You’re standing on a street corner, about to step off the curb, when a car cuts you off. You stumble backwards, maybe cursing a little. Did you notice the make and model? Would you believe it was an expensive one? Studies say it probably was.
This may not surprise you at first—“absolute power corrupts absolutely,” after all. However, studies have also found that college cliques are typically ruled by the kindest, most enthusiastic students. So, which is it? Are the most powerful among us the most belligerent, or the most benevolent? Are the rich more likely to be greedy, or generous?
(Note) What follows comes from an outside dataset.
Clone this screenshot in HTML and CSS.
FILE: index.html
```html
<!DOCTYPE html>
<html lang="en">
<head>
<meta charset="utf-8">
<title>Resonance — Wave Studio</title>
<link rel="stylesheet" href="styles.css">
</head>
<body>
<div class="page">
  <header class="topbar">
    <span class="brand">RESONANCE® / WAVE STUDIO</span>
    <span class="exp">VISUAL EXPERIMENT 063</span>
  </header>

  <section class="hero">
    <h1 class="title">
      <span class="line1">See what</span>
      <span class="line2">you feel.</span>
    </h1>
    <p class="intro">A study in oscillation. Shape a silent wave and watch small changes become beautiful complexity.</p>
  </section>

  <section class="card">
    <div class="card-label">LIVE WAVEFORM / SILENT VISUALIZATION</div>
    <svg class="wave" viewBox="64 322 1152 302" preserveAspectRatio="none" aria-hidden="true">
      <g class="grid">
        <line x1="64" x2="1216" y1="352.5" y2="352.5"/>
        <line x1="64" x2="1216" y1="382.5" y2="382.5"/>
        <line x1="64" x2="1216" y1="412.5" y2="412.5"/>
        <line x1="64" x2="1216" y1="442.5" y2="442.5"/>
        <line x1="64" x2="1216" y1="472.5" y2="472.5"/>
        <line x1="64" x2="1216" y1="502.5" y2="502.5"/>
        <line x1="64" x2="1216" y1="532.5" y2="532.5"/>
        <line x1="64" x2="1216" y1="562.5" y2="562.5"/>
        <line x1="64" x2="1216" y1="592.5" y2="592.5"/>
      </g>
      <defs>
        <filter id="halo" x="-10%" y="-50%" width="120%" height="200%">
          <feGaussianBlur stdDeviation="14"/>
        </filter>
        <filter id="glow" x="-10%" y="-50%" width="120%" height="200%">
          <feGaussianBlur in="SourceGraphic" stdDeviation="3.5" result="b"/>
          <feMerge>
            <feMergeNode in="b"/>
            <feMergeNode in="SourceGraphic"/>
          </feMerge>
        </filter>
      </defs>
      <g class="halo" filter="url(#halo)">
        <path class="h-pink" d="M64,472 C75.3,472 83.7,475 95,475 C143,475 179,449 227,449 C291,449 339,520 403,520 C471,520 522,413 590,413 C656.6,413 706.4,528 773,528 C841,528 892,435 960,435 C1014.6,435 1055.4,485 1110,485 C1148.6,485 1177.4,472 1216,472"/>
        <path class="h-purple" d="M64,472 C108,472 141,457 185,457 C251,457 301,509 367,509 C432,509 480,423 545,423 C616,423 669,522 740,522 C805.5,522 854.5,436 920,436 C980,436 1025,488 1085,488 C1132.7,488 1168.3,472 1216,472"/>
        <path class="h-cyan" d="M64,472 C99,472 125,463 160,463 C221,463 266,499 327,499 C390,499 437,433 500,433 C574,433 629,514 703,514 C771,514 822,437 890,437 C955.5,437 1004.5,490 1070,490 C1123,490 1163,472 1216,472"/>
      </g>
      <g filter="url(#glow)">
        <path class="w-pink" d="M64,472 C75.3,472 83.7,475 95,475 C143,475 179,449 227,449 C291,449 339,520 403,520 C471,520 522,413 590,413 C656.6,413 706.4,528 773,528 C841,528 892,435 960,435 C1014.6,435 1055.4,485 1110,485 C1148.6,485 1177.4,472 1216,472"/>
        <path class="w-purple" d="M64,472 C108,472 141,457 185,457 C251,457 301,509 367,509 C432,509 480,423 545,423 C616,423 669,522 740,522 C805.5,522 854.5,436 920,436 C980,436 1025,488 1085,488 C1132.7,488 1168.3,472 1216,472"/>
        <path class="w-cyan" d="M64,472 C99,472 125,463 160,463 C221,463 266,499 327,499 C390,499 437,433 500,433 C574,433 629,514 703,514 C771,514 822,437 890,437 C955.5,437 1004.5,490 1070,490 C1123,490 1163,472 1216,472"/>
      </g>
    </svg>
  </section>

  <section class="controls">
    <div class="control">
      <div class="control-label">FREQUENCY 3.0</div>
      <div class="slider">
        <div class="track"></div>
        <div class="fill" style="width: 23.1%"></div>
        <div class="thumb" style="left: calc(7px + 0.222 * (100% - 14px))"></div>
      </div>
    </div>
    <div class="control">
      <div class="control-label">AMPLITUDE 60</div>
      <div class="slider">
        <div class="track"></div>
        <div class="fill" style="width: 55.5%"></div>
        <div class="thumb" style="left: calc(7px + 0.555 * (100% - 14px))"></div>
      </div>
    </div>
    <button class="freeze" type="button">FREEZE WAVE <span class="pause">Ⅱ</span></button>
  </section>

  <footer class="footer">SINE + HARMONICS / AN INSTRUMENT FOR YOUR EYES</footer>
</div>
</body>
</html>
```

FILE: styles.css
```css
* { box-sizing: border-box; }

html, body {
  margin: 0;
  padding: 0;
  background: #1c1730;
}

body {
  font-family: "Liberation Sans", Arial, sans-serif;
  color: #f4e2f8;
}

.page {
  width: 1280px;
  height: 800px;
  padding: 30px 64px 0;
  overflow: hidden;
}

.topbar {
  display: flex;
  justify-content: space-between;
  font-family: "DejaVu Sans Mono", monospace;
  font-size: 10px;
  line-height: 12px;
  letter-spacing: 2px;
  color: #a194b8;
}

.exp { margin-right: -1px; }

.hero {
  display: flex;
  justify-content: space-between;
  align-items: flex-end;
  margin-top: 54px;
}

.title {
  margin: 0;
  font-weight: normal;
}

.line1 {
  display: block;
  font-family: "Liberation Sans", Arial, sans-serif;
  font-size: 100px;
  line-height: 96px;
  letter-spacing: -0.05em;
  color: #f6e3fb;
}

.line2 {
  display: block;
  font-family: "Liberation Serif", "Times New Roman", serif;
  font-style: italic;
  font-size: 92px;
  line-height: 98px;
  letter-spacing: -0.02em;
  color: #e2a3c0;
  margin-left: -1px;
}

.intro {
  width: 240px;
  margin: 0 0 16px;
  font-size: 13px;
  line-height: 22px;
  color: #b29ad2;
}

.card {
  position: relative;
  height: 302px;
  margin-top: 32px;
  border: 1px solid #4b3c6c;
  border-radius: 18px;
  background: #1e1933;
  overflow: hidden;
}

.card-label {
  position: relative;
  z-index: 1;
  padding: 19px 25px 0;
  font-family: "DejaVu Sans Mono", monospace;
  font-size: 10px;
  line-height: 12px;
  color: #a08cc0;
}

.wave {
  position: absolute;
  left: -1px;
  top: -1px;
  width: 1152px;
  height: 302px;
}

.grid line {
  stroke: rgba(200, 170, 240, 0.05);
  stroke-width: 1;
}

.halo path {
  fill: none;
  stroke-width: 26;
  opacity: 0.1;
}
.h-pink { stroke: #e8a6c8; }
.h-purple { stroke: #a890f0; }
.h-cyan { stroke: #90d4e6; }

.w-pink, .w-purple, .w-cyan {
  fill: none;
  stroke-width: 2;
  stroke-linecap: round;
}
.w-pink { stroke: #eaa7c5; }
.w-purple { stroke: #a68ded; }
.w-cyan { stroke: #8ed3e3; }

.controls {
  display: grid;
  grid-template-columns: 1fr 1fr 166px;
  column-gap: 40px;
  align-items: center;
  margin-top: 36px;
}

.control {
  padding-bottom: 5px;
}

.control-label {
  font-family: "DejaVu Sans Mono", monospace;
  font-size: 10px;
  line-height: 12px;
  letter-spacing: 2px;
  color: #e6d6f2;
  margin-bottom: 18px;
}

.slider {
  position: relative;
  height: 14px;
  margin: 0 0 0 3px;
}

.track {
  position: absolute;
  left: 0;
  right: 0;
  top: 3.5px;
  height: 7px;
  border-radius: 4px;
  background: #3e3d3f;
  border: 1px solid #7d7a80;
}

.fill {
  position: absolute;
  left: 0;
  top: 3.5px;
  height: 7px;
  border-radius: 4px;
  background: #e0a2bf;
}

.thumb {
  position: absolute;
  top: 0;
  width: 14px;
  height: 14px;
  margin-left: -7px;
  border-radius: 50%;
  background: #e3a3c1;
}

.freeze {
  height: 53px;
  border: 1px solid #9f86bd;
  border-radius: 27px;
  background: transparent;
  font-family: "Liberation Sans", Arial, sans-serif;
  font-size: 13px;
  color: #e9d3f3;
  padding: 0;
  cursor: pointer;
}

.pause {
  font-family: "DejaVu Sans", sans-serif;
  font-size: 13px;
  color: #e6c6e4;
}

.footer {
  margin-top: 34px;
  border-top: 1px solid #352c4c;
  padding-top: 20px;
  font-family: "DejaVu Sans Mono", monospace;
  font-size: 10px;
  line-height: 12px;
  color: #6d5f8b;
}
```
As you might imagine, the truth lies somewhere in the middle. You’ll find plenty of arguments for both sides in The Power Paradox: How we gain and lose influence, the latest book from Dacher Keltner, UC Berkeley professor of psychology. While many have philosophized on the relationship between power and virtue, Keltner attempts to bring the issue out of rhetorical speculation and into the laboratory. The result is a whopping 20 “principles of power,” although Keltner’s main argument can be summarized with just two: “groups reward those who advance the greater good with status and esteem” and “power leads to empathy deficits and diminished moral sentiments.”
In other words, noble attributes like empathy and generosity help us ascend to positions of power, but these virtues tend to fade away once we reach a state of prominence. In a time when the morality of our elected leaders is so frequently called into question, it’s a truly compelling thesis. Unfortunately, Keltner only manages to defend half of it.
At his most persuasive, Keltner describes a series of experiments in which he asked test subjects to remember a past experience when they felt empowered or belittled. They then tried to match facial expressions to a list of emotions or listen actively to a story, both common measures of empathy. Regardless of their real-life power ranking, the momentarily-empowered volunteers consistently scored lower on these two empathy tasks! But when he tries to demonstrate the reverse—that increased empathy can lead to increased power—Keltner falters. He falls back on a series of non-sequiturs, tied together by an overly general definition of “power” that mixes social status and economic class in with acquired skills like being good at basketball. If his claims approach truth, it is via a highly suspect route.
We are then left wondering: are we doomed to fulfill this destiny of corruption? Or, armed with the knowledge of our selfish tendencies, can we somehow sidestep them? The Power Paradox appropriately culminates in an epilogue on the “fivefold path to power,” Keltner’s strategy for holding positions of authority while still preserving your moral virtues. But the recommendations themselves—be aware of feelings of power, practice humility, give to others, practice respect, and change the psychological context of powerlessness—are little more than hollow tautology: to avoid the power paradox, avoid the power paradox. These half-baked suggestions are the last in a series of overreaches and oversimplifications found throughout the book, riddling otherwise sound science with grandiose statements notably lacking in citations.
The Power Paradox is best regarded not as a triumphant opus, but as a foundational work that inspires us to ask for more. We need research that answers the lingering questions. Are all of our leaders doomed to repeat this troubling cycle of virtues found, power won, and virtues lost? Are there any remarkable individuals who seem able to buck Keltner’s trends? What lessons can be learned from their stories? How can we redesign our formal power structures to help our leaders avoid corruption? For better or worse, modern society will always contain hierarchies of power; it will take substantial, evidence-based change to ensure we steer clear of the pitfalls that come with them.